Your instructions: Look through the lines below and extract each one that contains "this".

Records to use:
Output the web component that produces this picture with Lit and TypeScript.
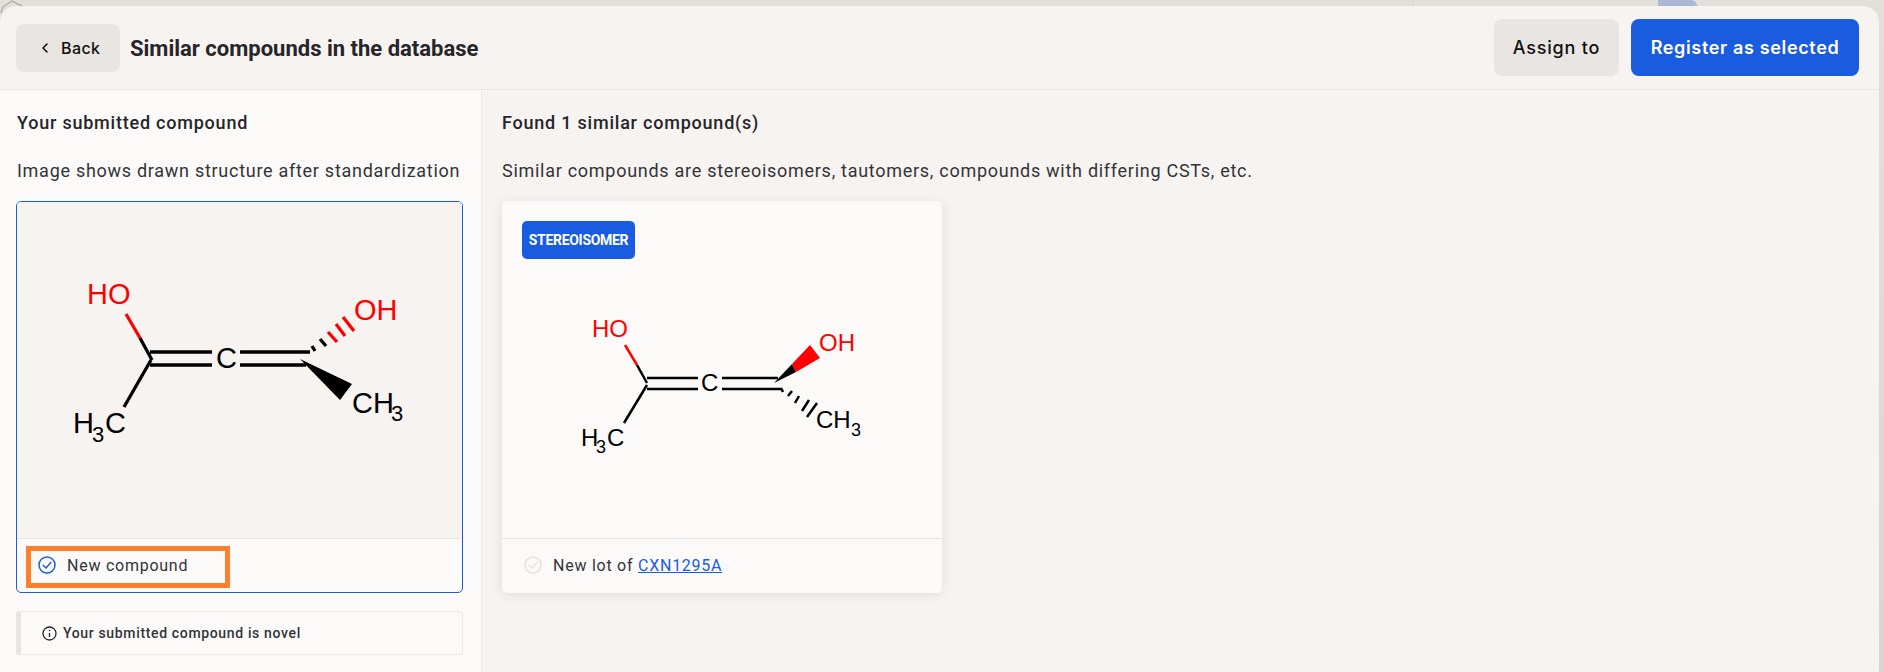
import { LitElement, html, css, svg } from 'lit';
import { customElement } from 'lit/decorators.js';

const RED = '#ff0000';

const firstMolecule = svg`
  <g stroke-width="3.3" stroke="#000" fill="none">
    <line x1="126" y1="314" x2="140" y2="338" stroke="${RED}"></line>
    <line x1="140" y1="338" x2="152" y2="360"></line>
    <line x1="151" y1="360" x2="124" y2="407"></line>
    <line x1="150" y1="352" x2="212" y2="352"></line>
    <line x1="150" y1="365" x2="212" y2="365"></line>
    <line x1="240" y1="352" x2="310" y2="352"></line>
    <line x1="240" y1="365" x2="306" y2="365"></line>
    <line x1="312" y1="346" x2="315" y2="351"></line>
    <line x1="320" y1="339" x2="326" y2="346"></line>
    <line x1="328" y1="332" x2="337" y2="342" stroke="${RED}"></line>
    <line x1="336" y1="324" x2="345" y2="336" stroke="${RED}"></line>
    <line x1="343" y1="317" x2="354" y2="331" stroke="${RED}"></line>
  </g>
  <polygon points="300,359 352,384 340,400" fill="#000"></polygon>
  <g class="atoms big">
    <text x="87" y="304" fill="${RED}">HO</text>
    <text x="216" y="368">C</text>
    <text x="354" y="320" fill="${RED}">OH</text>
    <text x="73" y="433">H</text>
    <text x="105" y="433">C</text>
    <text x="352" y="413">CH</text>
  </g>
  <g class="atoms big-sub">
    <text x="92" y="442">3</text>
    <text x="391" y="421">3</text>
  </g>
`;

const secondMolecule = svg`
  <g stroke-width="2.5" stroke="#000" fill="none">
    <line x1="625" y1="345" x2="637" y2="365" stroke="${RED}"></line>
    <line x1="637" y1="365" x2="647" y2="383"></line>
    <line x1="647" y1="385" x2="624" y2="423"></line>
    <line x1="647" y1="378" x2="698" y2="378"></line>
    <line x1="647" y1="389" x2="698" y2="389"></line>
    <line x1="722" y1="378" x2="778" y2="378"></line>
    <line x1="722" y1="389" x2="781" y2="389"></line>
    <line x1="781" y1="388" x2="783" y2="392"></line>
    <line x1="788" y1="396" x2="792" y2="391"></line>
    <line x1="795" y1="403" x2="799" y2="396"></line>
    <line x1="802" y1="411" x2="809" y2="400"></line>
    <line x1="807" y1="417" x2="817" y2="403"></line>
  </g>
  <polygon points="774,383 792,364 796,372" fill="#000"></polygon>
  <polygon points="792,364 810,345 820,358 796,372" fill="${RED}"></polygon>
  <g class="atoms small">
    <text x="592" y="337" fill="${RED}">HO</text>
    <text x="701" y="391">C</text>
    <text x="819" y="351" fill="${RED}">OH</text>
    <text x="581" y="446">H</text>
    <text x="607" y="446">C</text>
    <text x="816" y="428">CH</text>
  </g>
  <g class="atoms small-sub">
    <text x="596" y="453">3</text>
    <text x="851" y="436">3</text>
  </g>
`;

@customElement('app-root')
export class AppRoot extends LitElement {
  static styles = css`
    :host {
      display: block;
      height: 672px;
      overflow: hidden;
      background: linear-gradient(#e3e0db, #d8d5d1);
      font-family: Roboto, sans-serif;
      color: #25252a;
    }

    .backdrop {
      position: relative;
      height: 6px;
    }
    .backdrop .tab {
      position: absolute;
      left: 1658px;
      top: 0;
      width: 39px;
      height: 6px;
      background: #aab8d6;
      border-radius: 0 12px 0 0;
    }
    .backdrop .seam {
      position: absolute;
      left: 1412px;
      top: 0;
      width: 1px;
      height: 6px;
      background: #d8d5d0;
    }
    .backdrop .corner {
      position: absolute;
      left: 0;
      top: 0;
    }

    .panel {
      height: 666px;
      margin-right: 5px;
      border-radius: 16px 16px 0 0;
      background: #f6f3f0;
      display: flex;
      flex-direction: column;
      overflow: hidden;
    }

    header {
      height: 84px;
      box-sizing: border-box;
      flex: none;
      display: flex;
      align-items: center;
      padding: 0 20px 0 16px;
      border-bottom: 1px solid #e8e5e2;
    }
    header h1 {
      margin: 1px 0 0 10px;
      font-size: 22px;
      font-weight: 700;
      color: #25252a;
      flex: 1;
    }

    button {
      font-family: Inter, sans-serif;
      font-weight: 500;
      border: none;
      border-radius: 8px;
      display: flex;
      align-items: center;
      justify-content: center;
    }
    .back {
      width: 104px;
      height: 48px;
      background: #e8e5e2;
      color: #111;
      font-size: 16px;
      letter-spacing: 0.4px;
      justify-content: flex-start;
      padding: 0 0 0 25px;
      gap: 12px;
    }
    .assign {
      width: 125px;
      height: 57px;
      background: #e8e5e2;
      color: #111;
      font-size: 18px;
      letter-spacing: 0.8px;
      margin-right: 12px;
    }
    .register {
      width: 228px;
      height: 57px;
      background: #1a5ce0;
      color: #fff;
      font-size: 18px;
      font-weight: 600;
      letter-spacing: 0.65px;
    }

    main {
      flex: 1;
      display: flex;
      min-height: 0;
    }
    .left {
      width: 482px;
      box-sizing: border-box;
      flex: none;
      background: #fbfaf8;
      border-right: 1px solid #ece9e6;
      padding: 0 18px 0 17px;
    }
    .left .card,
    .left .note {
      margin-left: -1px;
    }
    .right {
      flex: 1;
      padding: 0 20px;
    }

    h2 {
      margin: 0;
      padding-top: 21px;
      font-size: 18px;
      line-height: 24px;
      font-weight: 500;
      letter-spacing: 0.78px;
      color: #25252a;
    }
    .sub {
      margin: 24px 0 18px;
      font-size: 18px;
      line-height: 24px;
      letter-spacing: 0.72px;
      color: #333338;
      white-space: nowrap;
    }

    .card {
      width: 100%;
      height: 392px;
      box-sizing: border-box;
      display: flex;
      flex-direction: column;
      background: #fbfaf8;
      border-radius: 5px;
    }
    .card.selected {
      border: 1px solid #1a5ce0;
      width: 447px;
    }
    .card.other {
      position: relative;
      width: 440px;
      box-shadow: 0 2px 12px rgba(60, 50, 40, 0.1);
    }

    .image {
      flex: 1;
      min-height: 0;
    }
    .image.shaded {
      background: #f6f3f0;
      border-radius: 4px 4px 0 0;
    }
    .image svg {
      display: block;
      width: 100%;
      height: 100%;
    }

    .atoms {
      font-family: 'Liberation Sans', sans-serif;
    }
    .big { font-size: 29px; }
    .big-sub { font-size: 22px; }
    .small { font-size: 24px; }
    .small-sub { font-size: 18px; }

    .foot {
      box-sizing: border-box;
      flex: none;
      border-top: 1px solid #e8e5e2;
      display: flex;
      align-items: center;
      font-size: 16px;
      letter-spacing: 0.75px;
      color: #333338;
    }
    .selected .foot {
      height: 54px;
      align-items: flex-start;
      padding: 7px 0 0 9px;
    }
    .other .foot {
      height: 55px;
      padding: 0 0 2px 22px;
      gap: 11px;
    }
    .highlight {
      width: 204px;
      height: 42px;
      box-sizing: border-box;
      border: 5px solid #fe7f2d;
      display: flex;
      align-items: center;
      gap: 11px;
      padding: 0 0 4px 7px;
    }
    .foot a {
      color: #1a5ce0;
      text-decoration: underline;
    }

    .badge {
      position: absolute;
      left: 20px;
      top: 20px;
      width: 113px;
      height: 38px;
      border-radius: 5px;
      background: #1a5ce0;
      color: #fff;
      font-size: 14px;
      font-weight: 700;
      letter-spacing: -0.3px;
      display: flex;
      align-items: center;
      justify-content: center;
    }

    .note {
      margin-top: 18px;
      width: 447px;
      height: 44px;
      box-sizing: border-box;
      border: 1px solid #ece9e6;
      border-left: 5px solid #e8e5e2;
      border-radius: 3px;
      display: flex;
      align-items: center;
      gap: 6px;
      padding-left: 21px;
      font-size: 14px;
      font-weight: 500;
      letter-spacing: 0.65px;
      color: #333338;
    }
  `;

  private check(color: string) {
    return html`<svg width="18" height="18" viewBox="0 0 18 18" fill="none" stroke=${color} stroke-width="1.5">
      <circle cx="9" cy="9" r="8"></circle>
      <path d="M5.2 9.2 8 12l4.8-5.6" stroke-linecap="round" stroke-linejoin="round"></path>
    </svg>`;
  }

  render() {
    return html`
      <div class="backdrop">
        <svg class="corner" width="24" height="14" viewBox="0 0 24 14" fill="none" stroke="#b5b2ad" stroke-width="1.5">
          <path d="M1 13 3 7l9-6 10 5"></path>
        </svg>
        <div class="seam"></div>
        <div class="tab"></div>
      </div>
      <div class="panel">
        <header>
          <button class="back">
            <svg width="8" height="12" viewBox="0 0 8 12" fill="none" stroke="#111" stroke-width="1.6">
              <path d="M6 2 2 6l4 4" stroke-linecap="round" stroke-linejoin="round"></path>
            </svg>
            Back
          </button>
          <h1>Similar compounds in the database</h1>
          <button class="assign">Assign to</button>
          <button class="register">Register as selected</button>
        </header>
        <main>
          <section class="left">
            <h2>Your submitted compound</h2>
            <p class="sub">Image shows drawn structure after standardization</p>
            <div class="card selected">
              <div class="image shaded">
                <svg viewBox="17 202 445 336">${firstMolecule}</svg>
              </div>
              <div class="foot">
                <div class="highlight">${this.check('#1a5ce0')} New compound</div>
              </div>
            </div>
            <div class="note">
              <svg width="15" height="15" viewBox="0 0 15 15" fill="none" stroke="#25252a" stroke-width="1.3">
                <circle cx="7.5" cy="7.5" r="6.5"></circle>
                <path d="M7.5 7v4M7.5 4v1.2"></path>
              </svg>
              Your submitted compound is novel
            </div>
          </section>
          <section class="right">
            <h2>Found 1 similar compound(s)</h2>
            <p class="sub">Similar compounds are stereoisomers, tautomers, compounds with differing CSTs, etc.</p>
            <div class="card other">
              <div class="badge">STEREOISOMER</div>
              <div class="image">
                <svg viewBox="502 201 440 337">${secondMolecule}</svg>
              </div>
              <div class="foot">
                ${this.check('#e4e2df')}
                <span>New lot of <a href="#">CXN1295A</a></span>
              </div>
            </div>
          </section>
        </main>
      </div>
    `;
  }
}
...
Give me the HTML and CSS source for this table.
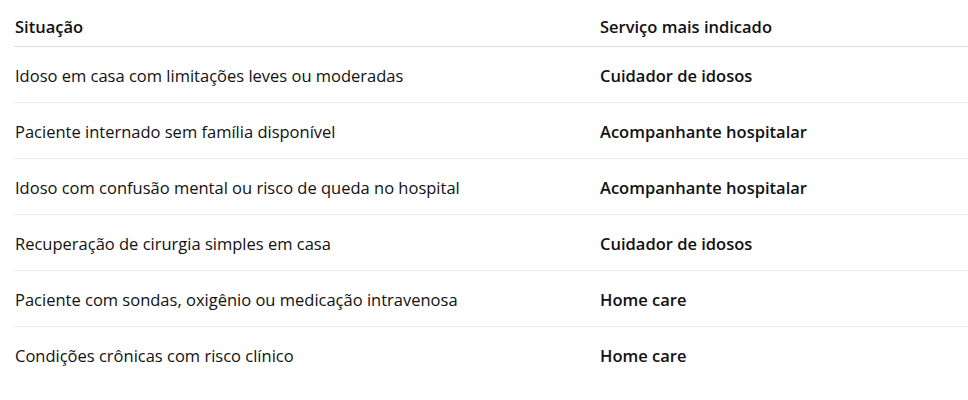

Exercise response:
Output the web component that produces this picture with Lit and TypeScript.
                <div class="highlight">${this.check('#1a5ce0')} New compound</div>
                ${this.check('#e4e2df')}
Give me the HTML and CSS source for this table.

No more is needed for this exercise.